All this they can undoubtedly do.

But their atypicality means that the visible consumer is not the key to understanding our customer base. Or indeed where our future sales revenue will come from. 


(Re)discovering the invisible consumer
By all means let’s identify and understand those smaller groups whose enthusiasm and visibility we can harness. And let’s work out ways in which we can efficiently exploit it.

But our task as marketers and communicators is to influence the preferences and behaviours of large populations. And that means we must recognize, understand and value the invisible consumer. We cannot get lazy and merely notice that which is easily noticeable. We must love the invisible consumer as much as the visible.

The behaviours of the invisible consumer are certainly less public, less theatrical and less vocal than those of the visible consumer. And so their very ordinary habits might not make the egos of those in marketing- and adland swell with pride. 

But the fact of the matter is that measure of our success is not whether we succeed in creating remarkable consumers. The measure of our success is whether we succeed in creating a remarkable brand in the habits and minds of very ordinary people.



  1. Juliana

    dear martin,
    i´ve been reading – and loving – your blog for a while. for the brilliant data, information, thoughts, opinions.
    but this post is special. i totally identify myself with the invisible consumer… and i loved the idea of invisible people. most of people i work with (i work in a ad agency) are so excited about EVERYTHING that sometimes i feel the voice of boredom ;o))) (not anymore)

  2. LoveStats

    There are so many invisible people. People who never answer surveys, who never type on social media, who never answer the phone, who never answer the door. People who don’t speak up when asked, who are silent when we truly want their opinion. The market research world is built on the kindness of extraverts and those strong-minded enough to share their opinions. If only we could convince the quiet ones to speak up too.

  3. Martin Weigel

    Hey Juliana,
    Your kind words have made all the work worthwhile. Thank you very much.
    I agree with you… we (in ad agencies) are excitable people. That’s why we’re fun to work with. But we need to get excited about the right things. Not just the easy things!

  4. Martin Weigel

    Great point on research.
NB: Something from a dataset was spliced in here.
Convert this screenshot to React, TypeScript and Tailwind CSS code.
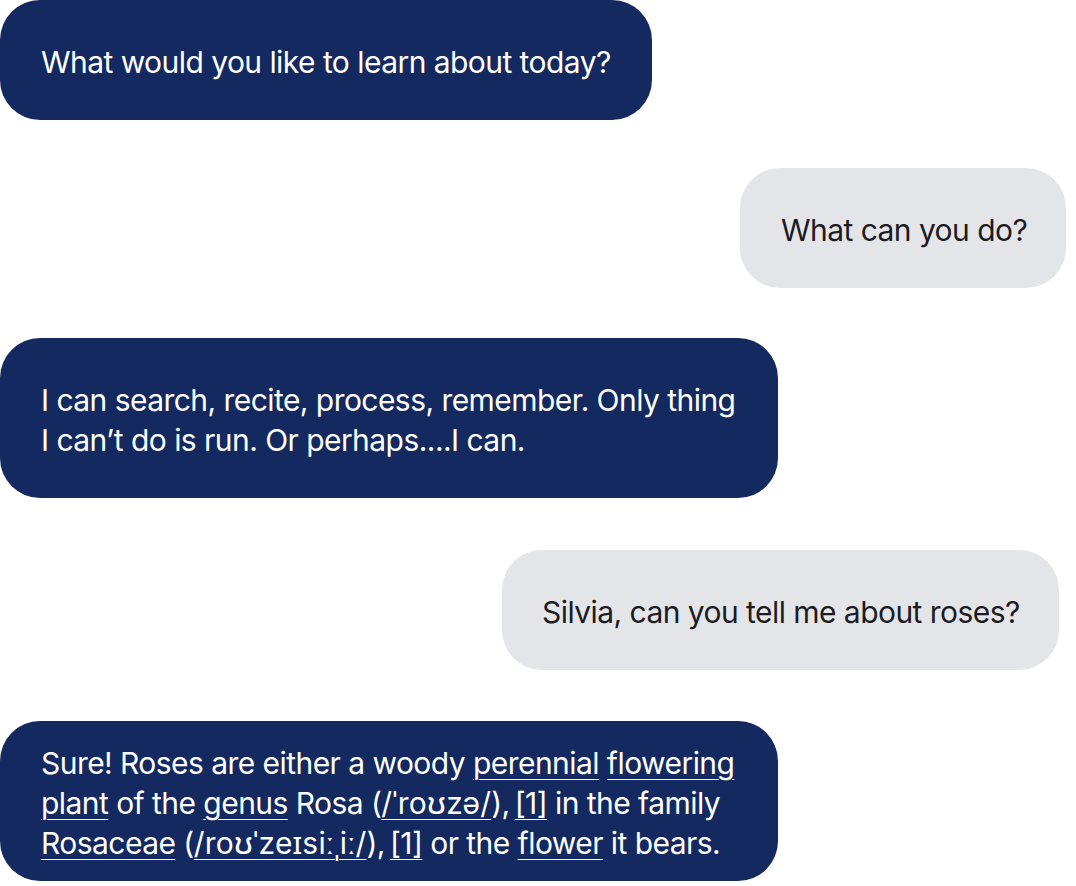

Though I might go further… I’m less interested in understanding people’s opinions (we’re never good at predicting or accounting for what we do) and more interested in observing what people actually do…

  5. christopher

    I work for a broadcast & digital media owner and over the last 12 months we’ve been briefed on a number of campaigns across a range of clients (beers, chocolate bars, even financial services) the success of which will be measured by the number of Facebook ‘likes’ the campaign will deliver.. Why do you think so many brands are still chasing likes from these visible consumers as a wholly grail of success? – very tempted to simply direct them to this article in future

  6. A Facebook User

    This is a great point to raise. I’m new to the planning world and coming out of academia, I am amazed at how many simple methodological errors get made every day in adland, let alone in what often passes for market “research”.
    What you are describing is pretty much the same as the problem of selecting cases on you dependant variable. Basically only looking at the ‘hits’ and not the ‘misses’. I see this as a significant obstacle to getting to any sort of even testable hypotheses.
    While its in a different discipline, Designing for Social Inquiry, by King, Keohane and Verba pretty much throws down the gauntlet on this topic. Well worth the read. While there is a robust debate on the ideas put forward the section on judging causal inference is steller.

  7. Martin Weigel

    Hello Facebook User,
    That’s not the first time I’ve heard the criticism from academia. Though in fairness, adland doesn’t have the monopoly on dubious methodologies!
    Thank you for the reading recommendation… hadn’t come across that before, so thanks very much!

  8. Martin Weigel

    Hey Christopher,
    Ah yes. Pretending that recruiting facebook fans is a real objective. Sigh.
    I think the logic at work here goes: Fans buy more. Therefore all we need to do is recruit more fans. As if the act of becoming a fan MADE people buy more.
    This forgets two things.
    That correlation is not causality. Which one would have thought is statistics 101.
    And while fans do buy proportionately more than non-fans, there just aren’t very many of them at all.
    It’s a case of the marketing discipline becoming detached from the mechanics of revenue generation – made worse by the fact that while they know a lot about social technology, facebook don’t know very much about about how brands are built and sustained.
    A perfect storm of silliness.
    Keep the faith though!

  9. Seán

    Interesting read and great points.
    But what you fail to mention is that success is (roughly) “the achievement of something desired, planned, or attempted.”
    To plan we must have a clear goal of the target.
    And until I can get a clear goal of the invisible consumer I’ll have to stick with targetting the visible.
    That religious or devoted fan was once a very ordinary person …

  10. Martin Weigel

    Hi Sean,
    Absolutely agree with your point about the nature of success.
    Look at the distribution of purchase frequency for any brand.
    You’ll quickly see that if we take the easy route and target those noisy, visible, loyal, heavy buyers – the visible – we’ll ignore:
    a) where most of our current revenue is coming from
    b) where future revenue will come from.
    The truth of the matter is that those invisible consumers are only invisible if we choose not to see them, for they are in fact, everywhere.
    As Ralph Ellison wrote – “I am invisible… simply because people refuse to see me.”

  11. Willem

    Great post, thanks. I’d add the main pitfall of thinking of the masses of invisible consumers is to go into the familiar lowest common denominator, and/or for a brand to try and be everything for everyone.
    In a similar vein, I liked this post about engaging with extreme consumers as a way to get new ideas / insights for larger audiences, you may have seen it already:

  12. Martin

    Glad you liked.
    You make a good point about being “everything for everyone”.
    Though I might refine it and suggest that the real task is to be SOMETHING for everyone in the category.
    Thanks for visiting and reading!